В теологической схеме Луки боящиеся Бога играют роль посредников, своего рода промежуточного звена, при переходе христианства из мира иудейского в мир языческий. Лука выразительно и живо описал боящихся Бога, оставив у читателей впечатление, что эти поклонники иудаизма представляли собой весомую часть языческого общества. В таком случае имело смысл поискать, не оставили ли они следов в эпиграфических памятниках. Велись такого рода поиски по двум направлениям.

Во-первых, в надписях искали те же самые слова, которые Лука употребил в Деяниях. Во-вторых, анализировались надписи, которые не вполне соответствовали чисто иудейскому контексту, но тем не менее несли в себе следы иудейского влияния (или того, что представлялось таковым). И в том, и в другом случае мы сталкиваемся с серьезными трудностями. Начнем с первого направления. Здесь сразу необходимо отметить, что сам Лука использует в Деяниях различные имена для языческих почитателей иудейского Бога: φοβούμενοι τὸν θεόν (Деян 10:1-2; 10:22; 13:16; 13:26), σεβόμενοι τὸν θεόν (13:50; 16:14; 18:6-7), σεβόμενοι (17:4), σεβόμενοι προσήλυτοι (13:43), σεβόμενοι Ἔλληνες (17:17). В главе 13 Деяний происходит резкая смена терминологии: φοβούμενοι исчезают, раз и навсегда уступив место σεβόμενοι. Лейк полагал, что это могло быть связано со словоупотреблением источников Луки[5]. Вилкокс считал, что изменение терминологии естественным образом отражает сдвиг акцента в самом тексте Деяний: в первой части автору важно показать связь христианства с благочестием Торы, и это отражено в более иудаизированном языке, во второй же все его внимание сосредоточено на миссии к язычникам[6]. Кушо и Сталь пытались объяснить это изменение в рамках своей теории о двух различных авторах Деяний, один из которых называет святой город Ἰερουσαλήμ и использует более иудаизированный термин φοβούμενοι, а другой предпочитает соответствующие эллинизированные формы: Ἱεροσόλυμα и σεβόμενοι[7].

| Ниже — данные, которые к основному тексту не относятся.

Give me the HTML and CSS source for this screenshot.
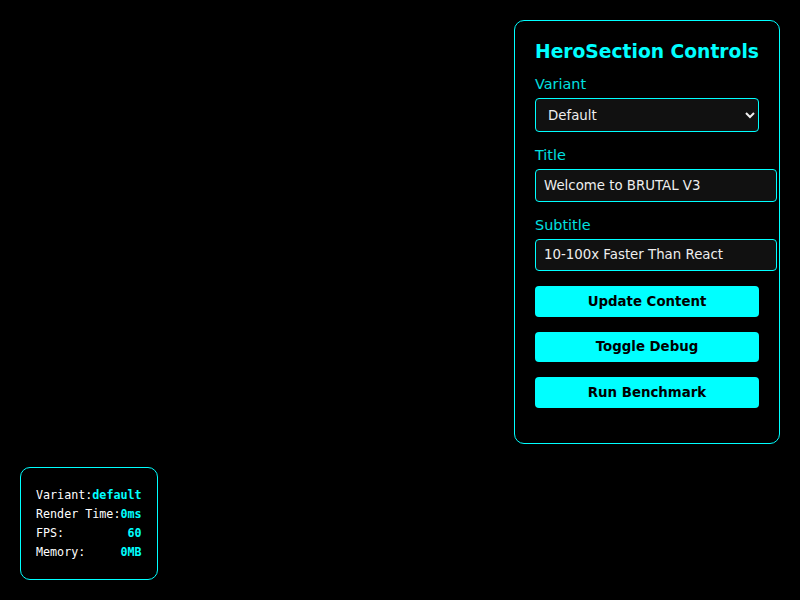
FILE: index.html
```html
<!DOCTYPE html>
<html>
<head>
<meta charset="utf-8">
<link rel="stylesheet" href="styles.css">
</head>
<body>
<div class="controls">
  <h3 class="controls-title">HeroSection Controls</h3>
  <div class="group">
    <label class="label">Variant</label>
    <select class="select">
      <option>Default</option>
      <option>Minimal</option>
      <option>Split</option>
    </select>
  </div>
  <div class="group">
    <label class="label">Title</label>
    <input class="input" type="text" value="Welcome to BRUTAL V3">
  </div>
  <div class="group">
    <label class="label">Subtitle</label>
    <input class="input" type="text" value="10-100x Faster Than React">
  </div>
  <button class="btn">Update Content</button>
  <button class="btn">Toggle Debug</button>
  <button class="btn">Run Benchmark</button>
</div>

<div class="debug">
  <div class="row"><span class="key">Variant:</span><span class="val">default</span></div>
  <div class="row"><span class="key">Render Time:</span><span class="val">0ms</span></div>
  <div class="row"><span class="key">FPS:</span><span class="val">60</span></div>
  <div class="row"><span class="key">Memory:</span><span class="val">0MB</span></div>
</div>
</body>
</html>
```

FILE: styles.css
```css
html, body {
  margin: 0;
  padding: 0;
  background: #000;
  height: 100%;
  font-family: "DejaVu Sans", sans-serif;
  color: #fff;
}

.controls {
  position: fixed;
  top: 20px;
  right: 20px;
  width: 224px;
  padding: 20px;
  border: 1px solid #0ff;
  border-radius: 10px;
  background: #000;
}

.controls-title {
  margin: 0 0 14px;
  font-size: 18.7px;
  font-weight: bold;
  color: #0ff;
  line-height: 21px;
  white-space: nowrap;
}

.group {
  margin-bottom: 15px;
}

.label {
  display: block;
  font-size: 14.4px;
  line-height: 17px;
  color: #00e0e0;
  margin-bottom: 5px;
}

.select {
  display: block;
  width: 100%;
  height: 34px;
  padding: 0 8px;
  background: #111;
  color: #eee;
  border: 1px solid #0ff;
  border-radius: 4px;
  font-family: "DejaVu Sans", sans-serif;
  font-size: 13.333px;
}

.input {
  display: block;
  width: 100%;
  height: 14.5px;
  padding: 8px 8px;
  background: #111;
  color: #eee;
  border: 1px solid #0ff;
  border-radius: 4px;
  font-family: "DejaVu Sans", sans-serif;
  font-size: 13.333px;
}

.btn {
  display: block;
  width: 100%;
  height: 30.5px;
  margin: 0 0 15px;
  padding: 0;
  background: #0ff;
  color: #000;
  border: none;
  border-radius: 4px;
  font-family: "DejaVu Sans", sans-serif;
  font-size: 13.333px;
  font-weight: bold;
}

.debug {
  position: fixed;
  left: 20px;
  bottom: 20px;
  padding: 15px;
  border: 1px solid #0ff;
  border-radius: 10px;
  background: #000;
  font-family: "DejaVu Sans Mono", monospace;
  font-size: 11.7px;
}

.row {
  display: flex;
  justify-content: space-between;
  line-height: 14px;
  margin: 5px 0;
}

.key {
  color: #fff;
}

.val {
  color: #0ff;
  font-weight: bold;
}
```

Ни одного из тех словосочетаний, которые использует Лука, в эпиграфических источниках не засвидетельствовано – единственное возможное исключение, известное на сегодняшний день, представляют собой посвящения членов фиасов, состоявших из адептов Бога Высочайшего[8] из Танаиса, которые названы в надписях приемными братьями, чтущими Бога Высочайшего – εἰσποιητοὶ ἀδελφοὶ σεβόμενοι θεόν ὕψιστον. В других надписях встречается только эпитет θεοσεβής, который обычно и рассматривается как аналог терминологии Деяний, хотя далеко не все считают такое сопоставление легитимным[9]. Те, кто не считают его доказанным, обращают внимание на то, что из самих надписей практически невозможно определить, обозначает ли слово θεοσεβής принадлежность к группе иудействующих язычников, или же это обычный эпитет, означающий «благочестивый». При решении этого вопроса в ту или иную сторону решающую роль, как правило, играют априорные представления и теоретические предпосылки.